## Stated task
Extract and list every line that contains the word "index".

** START Material **

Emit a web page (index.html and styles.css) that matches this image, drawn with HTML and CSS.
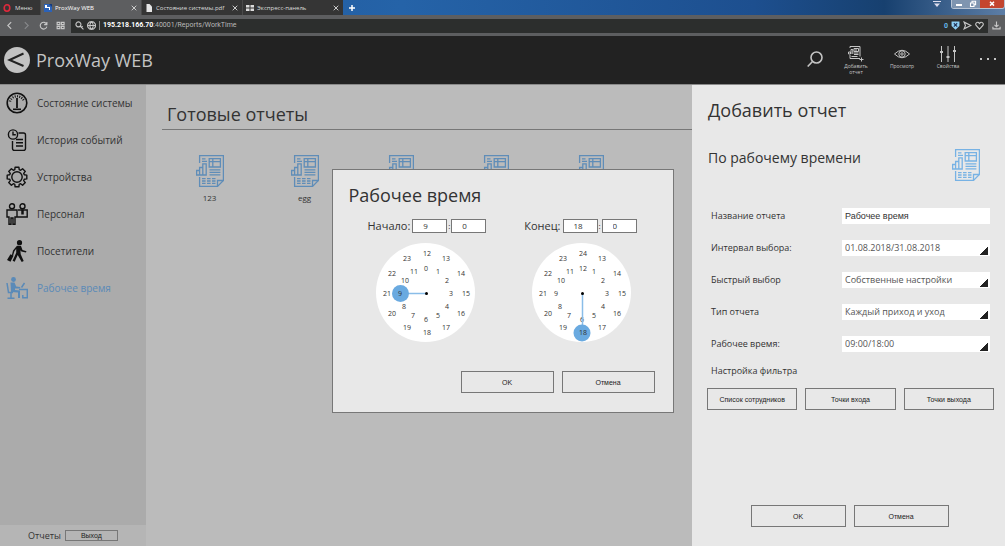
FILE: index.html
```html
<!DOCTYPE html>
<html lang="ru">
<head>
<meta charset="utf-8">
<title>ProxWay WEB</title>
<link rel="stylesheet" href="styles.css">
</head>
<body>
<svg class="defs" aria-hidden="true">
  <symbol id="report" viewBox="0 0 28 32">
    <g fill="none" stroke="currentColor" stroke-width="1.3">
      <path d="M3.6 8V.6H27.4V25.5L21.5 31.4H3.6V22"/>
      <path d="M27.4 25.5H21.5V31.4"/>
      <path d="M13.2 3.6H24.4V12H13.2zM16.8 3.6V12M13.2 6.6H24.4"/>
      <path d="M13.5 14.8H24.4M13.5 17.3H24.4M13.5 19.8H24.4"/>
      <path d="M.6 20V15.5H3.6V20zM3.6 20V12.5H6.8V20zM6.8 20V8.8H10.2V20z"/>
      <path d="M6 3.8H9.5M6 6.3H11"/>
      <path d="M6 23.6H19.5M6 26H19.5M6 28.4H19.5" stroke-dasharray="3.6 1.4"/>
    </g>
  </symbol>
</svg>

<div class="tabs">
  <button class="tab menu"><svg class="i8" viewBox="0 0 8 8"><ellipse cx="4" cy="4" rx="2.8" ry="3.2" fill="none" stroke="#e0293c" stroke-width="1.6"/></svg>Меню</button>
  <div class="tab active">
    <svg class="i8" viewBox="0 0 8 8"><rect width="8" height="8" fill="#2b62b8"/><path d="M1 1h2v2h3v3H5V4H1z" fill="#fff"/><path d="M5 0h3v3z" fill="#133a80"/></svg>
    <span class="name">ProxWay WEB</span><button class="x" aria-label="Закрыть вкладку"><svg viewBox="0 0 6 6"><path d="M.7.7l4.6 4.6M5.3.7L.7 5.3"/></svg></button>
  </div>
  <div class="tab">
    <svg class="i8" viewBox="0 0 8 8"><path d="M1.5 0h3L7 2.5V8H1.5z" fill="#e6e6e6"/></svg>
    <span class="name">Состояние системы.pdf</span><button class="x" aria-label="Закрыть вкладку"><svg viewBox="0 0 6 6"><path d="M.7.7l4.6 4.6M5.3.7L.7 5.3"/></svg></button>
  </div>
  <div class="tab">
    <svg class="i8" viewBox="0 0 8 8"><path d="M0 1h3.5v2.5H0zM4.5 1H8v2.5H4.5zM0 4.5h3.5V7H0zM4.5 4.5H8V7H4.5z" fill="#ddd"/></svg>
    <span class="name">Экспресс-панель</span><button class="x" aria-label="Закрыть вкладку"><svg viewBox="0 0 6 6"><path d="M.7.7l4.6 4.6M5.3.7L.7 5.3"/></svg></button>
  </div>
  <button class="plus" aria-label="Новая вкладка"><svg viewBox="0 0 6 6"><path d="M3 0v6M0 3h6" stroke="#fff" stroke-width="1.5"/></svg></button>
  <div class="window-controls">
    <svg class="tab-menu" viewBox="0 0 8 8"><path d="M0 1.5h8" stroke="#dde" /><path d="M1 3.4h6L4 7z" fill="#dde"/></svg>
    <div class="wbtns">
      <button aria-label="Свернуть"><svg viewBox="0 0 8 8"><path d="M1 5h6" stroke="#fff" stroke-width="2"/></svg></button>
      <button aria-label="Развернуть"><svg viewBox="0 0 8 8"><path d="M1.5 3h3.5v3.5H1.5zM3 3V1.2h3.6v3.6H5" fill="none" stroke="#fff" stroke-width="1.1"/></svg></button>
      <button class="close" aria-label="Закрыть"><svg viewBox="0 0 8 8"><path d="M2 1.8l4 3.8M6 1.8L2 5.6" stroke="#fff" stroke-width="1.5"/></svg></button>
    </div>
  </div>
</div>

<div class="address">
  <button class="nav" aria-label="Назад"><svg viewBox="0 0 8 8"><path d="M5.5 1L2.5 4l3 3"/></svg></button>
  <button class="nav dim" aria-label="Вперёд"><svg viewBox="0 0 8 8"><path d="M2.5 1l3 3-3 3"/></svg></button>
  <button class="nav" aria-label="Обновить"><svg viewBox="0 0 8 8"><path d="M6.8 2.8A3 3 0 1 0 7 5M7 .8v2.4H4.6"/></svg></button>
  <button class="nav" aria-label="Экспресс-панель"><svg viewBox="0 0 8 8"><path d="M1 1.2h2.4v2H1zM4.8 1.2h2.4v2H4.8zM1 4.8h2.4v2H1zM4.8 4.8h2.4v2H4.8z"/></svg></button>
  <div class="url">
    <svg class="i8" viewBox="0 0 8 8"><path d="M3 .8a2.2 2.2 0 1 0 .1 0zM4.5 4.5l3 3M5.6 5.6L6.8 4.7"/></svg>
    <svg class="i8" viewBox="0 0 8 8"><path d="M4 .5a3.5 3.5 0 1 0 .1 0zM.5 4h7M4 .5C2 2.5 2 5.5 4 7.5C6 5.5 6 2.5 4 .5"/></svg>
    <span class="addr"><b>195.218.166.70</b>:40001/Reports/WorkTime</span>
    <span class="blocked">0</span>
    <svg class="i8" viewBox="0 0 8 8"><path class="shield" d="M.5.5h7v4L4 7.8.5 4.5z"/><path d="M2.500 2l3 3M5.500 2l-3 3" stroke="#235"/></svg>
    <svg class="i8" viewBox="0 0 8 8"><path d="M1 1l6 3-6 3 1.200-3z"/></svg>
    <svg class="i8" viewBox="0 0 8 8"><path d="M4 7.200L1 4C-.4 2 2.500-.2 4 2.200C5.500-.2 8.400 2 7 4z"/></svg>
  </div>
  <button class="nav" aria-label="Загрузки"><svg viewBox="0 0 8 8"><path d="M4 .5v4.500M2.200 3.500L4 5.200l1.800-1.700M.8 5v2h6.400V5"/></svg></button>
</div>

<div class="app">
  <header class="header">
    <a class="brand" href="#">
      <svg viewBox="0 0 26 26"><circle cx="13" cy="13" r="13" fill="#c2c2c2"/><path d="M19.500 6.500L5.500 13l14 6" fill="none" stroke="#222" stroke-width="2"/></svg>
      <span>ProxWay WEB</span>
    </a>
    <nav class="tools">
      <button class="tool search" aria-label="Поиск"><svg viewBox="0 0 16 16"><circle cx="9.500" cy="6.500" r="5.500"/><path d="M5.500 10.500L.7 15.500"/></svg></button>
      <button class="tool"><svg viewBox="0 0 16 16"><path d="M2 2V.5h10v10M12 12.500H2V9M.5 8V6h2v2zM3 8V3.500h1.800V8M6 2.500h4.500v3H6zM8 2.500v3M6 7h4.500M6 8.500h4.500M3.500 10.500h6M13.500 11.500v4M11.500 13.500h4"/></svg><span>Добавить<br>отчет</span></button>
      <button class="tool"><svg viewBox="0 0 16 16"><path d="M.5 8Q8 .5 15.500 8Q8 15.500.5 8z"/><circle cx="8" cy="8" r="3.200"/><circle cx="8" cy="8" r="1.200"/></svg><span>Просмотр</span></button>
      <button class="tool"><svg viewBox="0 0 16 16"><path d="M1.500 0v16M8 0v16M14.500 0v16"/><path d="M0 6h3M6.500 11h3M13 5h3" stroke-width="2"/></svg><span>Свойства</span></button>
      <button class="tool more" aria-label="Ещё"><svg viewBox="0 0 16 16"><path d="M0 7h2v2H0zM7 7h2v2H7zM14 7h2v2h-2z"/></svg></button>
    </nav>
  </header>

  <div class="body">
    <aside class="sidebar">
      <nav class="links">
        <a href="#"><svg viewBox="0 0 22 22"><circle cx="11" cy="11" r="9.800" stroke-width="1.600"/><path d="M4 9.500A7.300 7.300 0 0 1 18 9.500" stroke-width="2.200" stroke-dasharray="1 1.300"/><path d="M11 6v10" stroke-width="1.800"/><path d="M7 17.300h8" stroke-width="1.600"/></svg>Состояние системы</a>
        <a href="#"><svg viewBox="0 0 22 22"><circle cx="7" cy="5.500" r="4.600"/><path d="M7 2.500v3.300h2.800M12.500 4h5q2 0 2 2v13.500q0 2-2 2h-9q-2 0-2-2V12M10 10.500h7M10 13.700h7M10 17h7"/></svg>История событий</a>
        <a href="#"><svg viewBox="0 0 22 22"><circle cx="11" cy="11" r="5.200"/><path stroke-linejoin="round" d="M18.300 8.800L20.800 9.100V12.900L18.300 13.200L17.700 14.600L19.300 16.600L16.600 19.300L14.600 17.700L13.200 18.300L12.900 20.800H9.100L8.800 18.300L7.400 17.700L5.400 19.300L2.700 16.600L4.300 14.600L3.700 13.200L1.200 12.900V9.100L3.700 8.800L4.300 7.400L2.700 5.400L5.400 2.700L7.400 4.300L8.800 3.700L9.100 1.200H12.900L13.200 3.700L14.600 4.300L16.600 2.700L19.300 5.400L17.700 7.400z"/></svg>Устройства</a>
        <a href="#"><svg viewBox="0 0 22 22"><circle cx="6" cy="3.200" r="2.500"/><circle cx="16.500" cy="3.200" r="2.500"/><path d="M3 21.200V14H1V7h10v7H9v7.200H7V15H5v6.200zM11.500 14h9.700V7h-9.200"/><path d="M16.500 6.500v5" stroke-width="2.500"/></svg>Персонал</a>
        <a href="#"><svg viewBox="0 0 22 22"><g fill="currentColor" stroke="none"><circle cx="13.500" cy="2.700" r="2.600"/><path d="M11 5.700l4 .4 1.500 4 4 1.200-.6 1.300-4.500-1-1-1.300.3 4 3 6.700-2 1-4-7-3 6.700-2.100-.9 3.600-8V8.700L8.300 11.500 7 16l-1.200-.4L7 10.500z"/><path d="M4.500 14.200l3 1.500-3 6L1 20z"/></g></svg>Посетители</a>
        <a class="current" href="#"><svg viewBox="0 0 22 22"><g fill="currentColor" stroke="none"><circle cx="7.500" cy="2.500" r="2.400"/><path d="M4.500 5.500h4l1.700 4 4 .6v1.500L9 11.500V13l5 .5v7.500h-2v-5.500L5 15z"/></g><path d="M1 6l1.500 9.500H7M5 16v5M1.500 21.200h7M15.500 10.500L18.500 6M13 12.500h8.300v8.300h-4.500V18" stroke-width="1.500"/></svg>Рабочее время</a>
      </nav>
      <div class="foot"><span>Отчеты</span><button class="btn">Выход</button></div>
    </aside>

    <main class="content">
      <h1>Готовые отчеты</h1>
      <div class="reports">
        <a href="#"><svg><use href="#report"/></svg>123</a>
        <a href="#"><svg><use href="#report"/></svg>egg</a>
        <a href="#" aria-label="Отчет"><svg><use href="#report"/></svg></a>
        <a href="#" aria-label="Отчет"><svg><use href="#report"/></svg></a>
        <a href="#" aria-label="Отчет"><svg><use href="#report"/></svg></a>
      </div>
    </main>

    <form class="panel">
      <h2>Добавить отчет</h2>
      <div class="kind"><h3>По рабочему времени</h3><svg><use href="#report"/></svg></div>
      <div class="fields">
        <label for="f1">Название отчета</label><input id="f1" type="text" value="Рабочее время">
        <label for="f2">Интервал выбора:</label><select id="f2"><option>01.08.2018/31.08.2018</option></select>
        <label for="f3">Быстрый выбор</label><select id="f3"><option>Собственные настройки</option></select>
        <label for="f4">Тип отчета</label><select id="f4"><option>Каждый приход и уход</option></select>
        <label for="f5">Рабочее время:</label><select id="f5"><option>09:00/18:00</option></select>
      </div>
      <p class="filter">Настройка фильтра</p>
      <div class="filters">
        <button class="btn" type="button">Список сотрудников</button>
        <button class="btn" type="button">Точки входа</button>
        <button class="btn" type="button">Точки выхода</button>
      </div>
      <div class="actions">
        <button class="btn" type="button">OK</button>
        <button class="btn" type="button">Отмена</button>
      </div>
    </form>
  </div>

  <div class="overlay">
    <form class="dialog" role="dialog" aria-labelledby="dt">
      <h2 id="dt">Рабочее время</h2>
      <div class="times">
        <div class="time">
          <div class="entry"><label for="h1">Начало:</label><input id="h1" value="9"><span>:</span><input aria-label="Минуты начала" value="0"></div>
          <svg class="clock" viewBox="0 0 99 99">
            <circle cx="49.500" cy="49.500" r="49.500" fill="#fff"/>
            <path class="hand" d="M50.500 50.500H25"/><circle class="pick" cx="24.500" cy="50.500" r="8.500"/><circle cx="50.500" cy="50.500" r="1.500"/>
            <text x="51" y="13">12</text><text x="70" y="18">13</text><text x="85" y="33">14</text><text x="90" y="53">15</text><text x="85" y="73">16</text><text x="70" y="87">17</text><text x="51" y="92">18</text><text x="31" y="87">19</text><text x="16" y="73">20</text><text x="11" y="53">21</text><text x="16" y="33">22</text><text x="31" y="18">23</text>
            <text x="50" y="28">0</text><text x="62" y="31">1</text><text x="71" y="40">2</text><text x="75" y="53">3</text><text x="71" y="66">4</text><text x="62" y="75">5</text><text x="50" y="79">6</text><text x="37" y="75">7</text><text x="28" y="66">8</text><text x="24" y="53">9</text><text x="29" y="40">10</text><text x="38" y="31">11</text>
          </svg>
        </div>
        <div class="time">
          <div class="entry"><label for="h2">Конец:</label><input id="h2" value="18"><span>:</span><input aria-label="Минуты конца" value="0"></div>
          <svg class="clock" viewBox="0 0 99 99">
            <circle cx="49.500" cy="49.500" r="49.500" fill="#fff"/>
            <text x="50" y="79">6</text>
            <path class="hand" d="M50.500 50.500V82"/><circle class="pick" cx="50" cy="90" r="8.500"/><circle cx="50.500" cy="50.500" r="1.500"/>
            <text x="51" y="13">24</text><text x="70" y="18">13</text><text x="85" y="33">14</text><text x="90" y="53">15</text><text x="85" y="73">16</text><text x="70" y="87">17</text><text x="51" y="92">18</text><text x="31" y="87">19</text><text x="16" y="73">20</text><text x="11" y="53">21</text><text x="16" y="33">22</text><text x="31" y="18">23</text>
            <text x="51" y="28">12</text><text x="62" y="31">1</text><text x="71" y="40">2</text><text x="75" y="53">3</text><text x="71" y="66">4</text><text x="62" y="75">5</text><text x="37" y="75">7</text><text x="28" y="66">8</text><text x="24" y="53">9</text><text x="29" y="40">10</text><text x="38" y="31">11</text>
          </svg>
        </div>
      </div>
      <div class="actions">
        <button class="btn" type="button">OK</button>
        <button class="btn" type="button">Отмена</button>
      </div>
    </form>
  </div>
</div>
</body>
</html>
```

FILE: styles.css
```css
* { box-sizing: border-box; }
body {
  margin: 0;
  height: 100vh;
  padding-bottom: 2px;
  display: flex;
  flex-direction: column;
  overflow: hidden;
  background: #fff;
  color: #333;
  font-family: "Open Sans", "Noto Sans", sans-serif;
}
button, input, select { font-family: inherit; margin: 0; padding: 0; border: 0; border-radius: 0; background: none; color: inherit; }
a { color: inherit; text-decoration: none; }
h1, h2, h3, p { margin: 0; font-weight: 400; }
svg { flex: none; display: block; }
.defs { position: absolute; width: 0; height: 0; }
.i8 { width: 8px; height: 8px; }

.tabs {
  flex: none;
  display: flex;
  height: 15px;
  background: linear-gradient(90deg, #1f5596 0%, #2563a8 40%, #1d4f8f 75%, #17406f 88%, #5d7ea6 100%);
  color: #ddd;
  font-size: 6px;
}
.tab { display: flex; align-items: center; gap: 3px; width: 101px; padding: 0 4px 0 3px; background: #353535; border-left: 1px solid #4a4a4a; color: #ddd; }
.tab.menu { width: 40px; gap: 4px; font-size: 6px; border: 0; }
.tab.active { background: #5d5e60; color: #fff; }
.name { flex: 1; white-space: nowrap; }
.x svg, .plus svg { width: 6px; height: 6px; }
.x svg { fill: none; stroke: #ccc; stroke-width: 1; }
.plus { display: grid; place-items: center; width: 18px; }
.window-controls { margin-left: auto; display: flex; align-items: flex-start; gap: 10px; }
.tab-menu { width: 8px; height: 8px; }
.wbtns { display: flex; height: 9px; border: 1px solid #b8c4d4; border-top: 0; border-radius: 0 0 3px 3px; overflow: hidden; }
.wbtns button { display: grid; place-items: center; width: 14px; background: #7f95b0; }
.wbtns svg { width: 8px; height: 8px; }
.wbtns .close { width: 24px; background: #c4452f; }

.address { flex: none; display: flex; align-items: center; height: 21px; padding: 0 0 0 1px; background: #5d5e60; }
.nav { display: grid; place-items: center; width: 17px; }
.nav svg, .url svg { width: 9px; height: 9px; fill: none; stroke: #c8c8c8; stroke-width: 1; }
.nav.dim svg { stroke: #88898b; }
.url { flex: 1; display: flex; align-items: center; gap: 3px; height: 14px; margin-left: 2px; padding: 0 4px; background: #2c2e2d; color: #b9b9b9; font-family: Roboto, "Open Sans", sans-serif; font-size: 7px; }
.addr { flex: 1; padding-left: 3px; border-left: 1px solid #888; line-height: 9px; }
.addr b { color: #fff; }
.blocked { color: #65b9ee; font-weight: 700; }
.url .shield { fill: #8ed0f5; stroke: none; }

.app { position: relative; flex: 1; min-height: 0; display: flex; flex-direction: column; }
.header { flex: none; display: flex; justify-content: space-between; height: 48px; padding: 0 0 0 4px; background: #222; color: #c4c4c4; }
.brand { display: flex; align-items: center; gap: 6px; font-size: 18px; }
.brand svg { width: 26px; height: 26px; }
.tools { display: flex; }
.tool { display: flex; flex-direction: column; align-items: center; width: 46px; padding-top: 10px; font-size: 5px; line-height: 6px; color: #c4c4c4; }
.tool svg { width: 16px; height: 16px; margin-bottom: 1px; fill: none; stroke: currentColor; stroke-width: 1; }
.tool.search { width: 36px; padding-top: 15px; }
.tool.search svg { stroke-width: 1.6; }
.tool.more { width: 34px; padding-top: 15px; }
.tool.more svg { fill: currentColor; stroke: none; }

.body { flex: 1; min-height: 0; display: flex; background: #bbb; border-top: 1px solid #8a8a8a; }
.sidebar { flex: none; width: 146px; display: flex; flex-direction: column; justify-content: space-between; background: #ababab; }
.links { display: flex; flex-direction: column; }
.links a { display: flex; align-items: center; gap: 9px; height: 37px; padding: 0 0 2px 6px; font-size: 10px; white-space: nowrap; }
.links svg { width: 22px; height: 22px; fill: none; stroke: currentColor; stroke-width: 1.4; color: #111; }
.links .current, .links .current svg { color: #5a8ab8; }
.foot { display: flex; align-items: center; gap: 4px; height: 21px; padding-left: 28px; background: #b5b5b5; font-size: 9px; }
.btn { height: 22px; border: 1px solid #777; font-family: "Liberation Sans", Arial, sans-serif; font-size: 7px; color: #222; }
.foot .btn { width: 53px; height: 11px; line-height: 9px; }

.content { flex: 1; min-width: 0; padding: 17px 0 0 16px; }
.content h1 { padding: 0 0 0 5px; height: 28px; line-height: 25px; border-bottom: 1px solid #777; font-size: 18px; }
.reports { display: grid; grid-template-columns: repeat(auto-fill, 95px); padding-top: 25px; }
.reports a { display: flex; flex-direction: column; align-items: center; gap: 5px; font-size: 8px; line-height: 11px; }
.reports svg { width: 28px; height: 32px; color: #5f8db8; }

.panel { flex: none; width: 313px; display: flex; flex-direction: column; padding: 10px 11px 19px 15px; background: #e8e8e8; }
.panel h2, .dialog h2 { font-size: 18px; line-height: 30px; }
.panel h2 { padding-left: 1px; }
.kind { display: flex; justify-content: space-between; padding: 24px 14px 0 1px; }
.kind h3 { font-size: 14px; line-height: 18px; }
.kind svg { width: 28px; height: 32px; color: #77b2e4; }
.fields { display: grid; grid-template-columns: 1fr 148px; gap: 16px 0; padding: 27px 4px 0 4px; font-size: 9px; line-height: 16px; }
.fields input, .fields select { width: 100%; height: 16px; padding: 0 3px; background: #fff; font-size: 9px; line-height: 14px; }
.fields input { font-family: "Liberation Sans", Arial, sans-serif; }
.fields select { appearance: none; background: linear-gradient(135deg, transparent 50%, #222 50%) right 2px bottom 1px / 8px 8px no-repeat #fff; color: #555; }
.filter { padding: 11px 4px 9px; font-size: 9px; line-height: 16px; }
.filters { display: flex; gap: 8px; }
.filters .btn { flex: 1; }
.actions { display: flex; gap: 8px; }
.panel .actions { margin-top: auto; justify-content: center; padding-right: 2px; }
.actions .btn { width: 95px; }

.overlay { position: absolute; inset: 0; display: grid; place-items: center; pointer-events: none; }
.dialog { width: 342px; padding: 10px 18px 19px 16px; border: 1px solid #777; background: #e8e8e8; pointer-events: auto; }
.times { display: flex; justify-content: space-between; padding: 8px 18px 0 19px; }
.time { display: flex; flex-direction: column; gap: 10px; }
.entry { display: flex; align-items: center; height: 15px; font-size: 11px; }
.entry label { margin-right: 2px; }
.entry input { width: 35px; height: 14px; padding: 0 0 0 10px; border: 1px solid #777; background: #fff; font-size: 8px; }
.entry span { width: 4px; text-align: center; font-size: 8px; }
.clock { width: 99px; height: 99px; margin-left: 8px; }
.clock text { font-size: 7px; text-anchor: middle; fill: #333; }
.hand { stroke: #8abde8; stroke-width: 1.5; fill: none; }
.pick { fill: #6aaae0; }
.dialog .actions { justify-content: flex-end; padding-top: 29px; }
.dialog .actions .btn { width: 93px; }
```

** END Material **

## The completed task
Emit a web page (index.html and styles.css) that matches this image, drawn with HTML and CSS.
FILE: index.html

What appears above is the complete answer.